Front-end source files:
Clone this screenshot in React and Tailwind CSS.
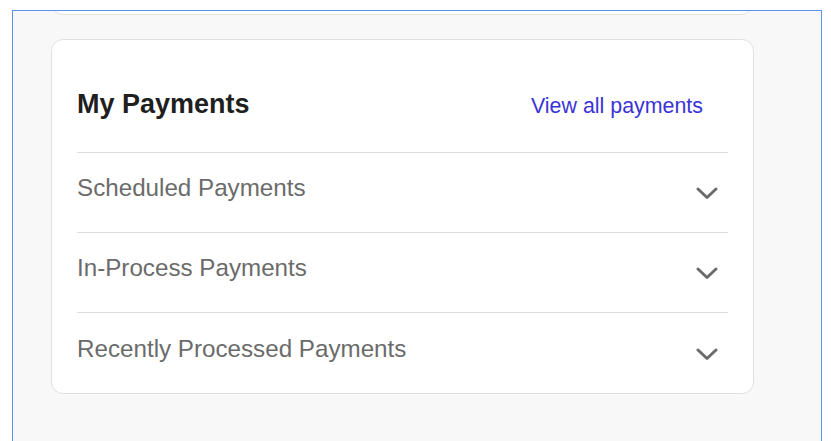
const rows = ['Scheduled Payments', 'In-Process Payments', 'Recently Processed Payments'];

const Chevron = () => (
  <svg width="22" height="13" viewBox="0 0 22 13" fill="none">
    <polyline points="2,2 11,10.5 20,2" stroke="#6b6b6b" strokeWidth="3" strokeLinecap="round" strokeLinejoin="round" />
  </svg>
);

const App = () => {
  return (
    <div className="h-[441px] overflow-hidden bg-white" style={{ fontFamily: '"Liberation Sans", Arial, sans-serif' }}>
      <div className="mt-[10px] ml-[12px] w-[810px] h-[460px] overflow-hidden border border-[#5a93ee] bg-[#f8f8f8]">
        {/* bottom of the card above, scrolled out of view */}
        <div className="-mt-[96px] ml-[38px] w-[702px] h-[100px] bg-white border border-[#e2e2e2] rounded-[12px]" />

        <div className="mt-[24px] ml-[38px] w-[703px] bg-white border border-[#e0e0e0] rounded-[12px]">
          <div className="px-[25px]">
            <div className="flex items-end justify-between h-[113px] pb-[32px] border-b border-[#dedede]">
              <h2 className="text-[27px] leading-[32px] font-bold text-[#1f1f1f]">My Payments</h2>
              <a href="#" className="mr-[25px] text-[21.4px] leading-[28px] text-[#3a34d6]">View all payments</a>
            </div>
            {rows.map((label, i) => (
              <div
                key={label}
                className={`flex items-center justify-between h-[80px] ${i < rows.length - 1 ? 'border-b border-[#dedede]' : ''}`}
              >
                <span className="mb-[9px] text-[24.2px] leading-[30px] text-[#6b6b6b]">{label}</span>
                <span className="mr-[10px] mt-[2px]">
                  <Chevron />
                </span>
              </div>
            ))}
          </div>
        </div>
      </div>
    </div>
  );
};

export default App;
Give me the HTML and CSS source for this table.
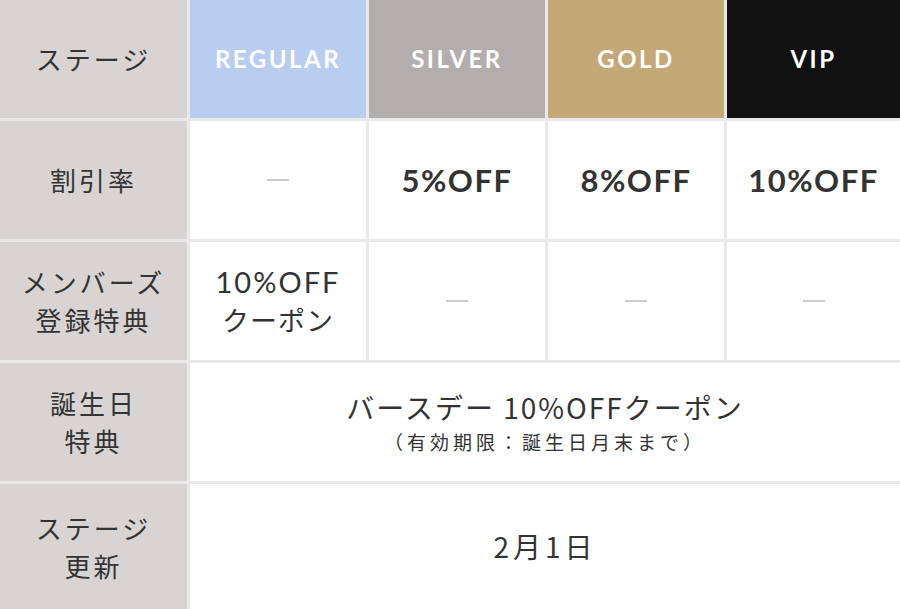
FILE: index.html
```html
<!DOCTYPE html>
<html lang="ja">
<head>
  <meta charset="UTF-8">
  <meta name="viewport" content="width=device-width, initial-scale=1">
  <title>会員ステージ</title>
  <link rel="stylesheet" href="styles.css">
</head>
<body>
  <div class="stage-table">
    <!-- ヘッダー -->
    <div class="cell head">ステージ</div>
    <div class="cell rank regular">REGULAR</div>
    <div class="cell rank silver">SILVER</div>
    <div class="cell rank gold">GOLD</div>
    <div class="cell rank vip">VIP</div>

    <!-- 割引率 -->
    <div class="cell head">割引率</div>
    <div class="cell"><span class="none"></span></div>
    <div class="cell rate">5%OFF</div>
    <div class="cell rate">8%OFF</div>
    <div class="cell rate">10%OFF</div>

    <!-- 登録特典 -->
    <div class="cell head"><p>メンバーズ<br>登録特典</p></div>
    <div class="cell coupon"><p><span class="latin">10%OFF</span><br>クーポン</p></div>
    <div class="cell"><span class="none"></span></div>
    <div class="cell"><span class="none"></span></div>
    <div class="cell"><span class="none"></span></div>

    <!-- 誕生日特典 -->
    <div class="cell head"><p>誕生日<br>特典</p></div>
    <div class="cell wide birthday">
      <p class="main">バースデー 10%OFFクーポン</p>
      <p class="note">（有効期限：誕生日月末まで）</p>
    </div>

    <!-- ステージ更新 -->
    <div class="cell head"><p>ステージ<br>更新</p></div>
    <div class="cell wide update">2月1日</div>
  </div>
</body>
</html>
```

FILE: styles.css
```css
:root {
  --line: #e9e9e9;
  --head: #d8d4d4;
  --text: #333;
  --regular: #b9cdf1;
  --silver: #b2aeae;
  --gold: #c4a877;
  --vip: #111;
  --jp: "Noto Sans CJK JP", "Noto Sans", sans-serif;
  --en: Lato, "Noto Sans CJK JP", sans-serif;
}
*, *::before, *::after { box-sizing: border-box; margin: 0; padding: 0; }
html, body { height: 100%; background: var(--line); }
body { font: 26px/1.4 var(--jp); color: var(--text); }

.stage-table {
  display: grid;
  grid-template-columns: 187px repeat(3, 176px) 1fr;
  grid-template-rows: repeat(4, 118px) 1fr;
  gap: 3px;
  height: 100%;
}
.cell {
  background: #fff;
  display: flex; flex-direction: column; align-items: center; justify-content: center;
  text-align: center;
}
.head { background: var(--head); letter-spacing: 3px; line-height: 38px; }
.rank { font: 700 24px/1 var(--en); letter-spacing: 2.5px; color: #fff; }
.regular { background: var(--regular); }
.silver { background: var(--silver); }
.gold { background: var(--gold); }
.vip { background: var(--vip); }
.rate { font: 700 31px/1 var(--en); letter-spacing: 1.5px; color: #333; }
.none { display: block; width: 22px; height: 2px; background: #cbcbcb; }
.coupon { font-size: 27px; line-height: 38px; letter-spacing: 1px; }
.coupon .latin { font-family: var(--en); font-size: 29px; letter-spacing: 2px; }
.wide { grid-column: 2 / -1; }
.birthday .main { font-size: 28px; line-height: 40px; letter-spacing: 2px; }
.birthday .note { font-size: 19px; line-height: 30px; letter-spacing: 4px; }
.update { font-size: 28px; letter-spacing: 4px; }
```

• AIM
Reproduce the records verbatim, omitting all images they contain.

• TASK OUTPUT
Clone this screenshot in React and Tailwind CSS.
const rows = ['Scheduled Payments', 'In-Process Payments', 'Recently Processed Payments'];

const Chevron = () => (
  <svg width="22" height="13" viewBox="0 0 22 13" fill="none">
    <polyline points="2,2 11,10.5 20,2" stroke="#6b6b6b" strokeWidth="3" strokeLinecap="round" strokeLinejoin="round" />
  </svg>
);

const App = () => {
  return (
    <div className="h-[441px] overflow-hidden bg-white" style={{ fontFamily: '"Liberation Sans", Arial, sans-serif' }}>
      <div className="mt-[10px] ml-[12px] w-[810px] h-[460px] overflow-hidden border border-[#5a93ee] bg-[#f8f8f8]">
        {/* bottom of the card above, scrolled out of view */}
        <div className="-mt-[96px] ml-[38px] w-[702px] h-[100px] bg-white border border-[#e2e2e2] rounded-[12px]" />

        <div className="mt-[24px] ml-[38px] w-[703px] bg-white border border-[#e0e0e0] rounded-[12px]">
          <div className="px-[25px]">
            <div className="flex items-end justify-between h-[113px] pb-[32px] border-b border-[#dedede]">
              <h2 className="text-[27px] leading-[32px] font-bold text-[#1f1f1f]">My Payments</h2>
              <a href="#" className="mr-[25px] text-[21.4px] leading-[28px] text-[#3a34d6]">View all payments</a>
            </div>
            {rows.map((label, i) => (
              <div
                key={label}
                className={`flex items-center justify-between h-[80px] ${i < rows.length - 1 ? 'border-b border-[#dedede]' : ''}`}
              >
                <span className="mb-[9px] text-[24.2px] leading-[30px] text-[#6b6b6b]">{label}</span>
                <span className="mr-[10px] mt-[2px]">
                  <Chevron />
                </span>
              </div>
            ))}
          </div>
        </div>
      </div>
    </div>
  );
};

export default App;
Give me the HTML and CSS source for this table.
FILE: index.html
```html
<!DOCTYPE html>
<html lang="ja">
<head>
  <meta charset="UTF-8">
  <meta name="viewport" content="width=device-width, initial-scale=1">
  <title>会員ステージ</title>
  <link rel="stylesheet" href="styles.css">
</head>
<body>
  <div class="stage-table">
    <!-- ヘッダー -->
    <div class="cell head">ステージ</div>
    <div class="cell rank regular">REGULAR</div>
    <div class="cell rank silver">SILVER</div>
    <div class="cell rank gold">GOLD</div>
    <div class="cell rank vip">VIP</div>

    <!-- 割引率 -->
    <div class="cell head">割引率</div>
    <div class="cell"><span class="none"></span></div>
    <div class="cell rate">5%OFF</div>
    <div class="cell rate">8%OFF</div>
    <div class="cell rate">10%OFF</div>

    <!-- 登録特典 -->
    <div class="cell head"><p>メンバーズ<br>登録特典</p></div>
    <div class="cell coupon"><p><span class="latin">10%OFF</span><br>クーポン</p></div>
    <div class="cell"><span class="none"></span></div>
    <div class="cell"><span class="none"></span></div>
    <div class="cell"><span class="none"></span></div>

    <!-- 誕生日特典 -->
    <div class="cell head"><p>誕生日<br>特典</p></div>
    <div class="cell wide birthday">
      <p class="main">バースデー 10%OFFクーポン</p>
      <p class="note">（有効期限：誕生日月末まで）</p>
    </div>

    <!-- ステージ更新 -->
    <div class="cell head"><p>ステージ<br>更新</p></div>
    <div class="cell wide update">2月1日</div>
  </div>
</body>
</html>
```

FILE: styles.css
```css
:root {
  --line: #e9e9e9;
  --head: #d8d4d4;
  --text: #333;
  --regular: #b9cdf1;
  --silver: #b2aeae;
  --gold: #c4a877;
  --vip: #111;
  --jp: "Noto Sans CJK JP", "Noto Sans", sans-serif;
  --en: Lato, "Noto Sans CJK JP", sans-serif;
}
*, *::before, *::after { box-sizing: border-box; margin: 0; padding: 0; }
html, body { height: 100%; background: var(--line); }
body { font: 26px/1.4 var(--jp); color: var(--text); }

.stage-table {
  display: grid;
  grid-template-columns: 187px repeat(3, 176px) 1fr;
  grid-template-rows: repeat(4, 118px) 1fr;
  gap: 3px;
  height: 100%;
}
.cell {
  background: #fff;
  display: flex; flex-direction: column; align-items: center; justify-content: center;
  text-align: center;
}
.head { background: var(--head); letter-spacing: 3px; line-height: 38px; }
.rank { font: 700 24px/1 var(--en); letter-spacing: 2.5px; color: #fff; }
.regular { background: var(--regular); }
.silver { background: var(--silver); }
.gold { background: var(--gold); }
.vip { background: var(--vip); }
.rate { font: 700 31px/1 var(--en); letter-spacing: 1.5px; color: #333; }
.none { display: block; width: 22px; height: 2px; background: #cbcbcb; }
.coupon { font-size: 27px; line-height: 38px; letter-spacing: 1px; }
.coupon .latin { font-family: var(--en); font-size: 29px; letter-spacing: 2px; }
.wide { grid-column: 2 / -1; }
.birthday .main { font-size: 28px; line-height: 40px; letter-spacing: 2px; }
.birthday .note { font-size: 19px; line-height: 30px; letter-spacing: 4px; }
.update { font-size: 28px; letter-spacing: 4px; }
```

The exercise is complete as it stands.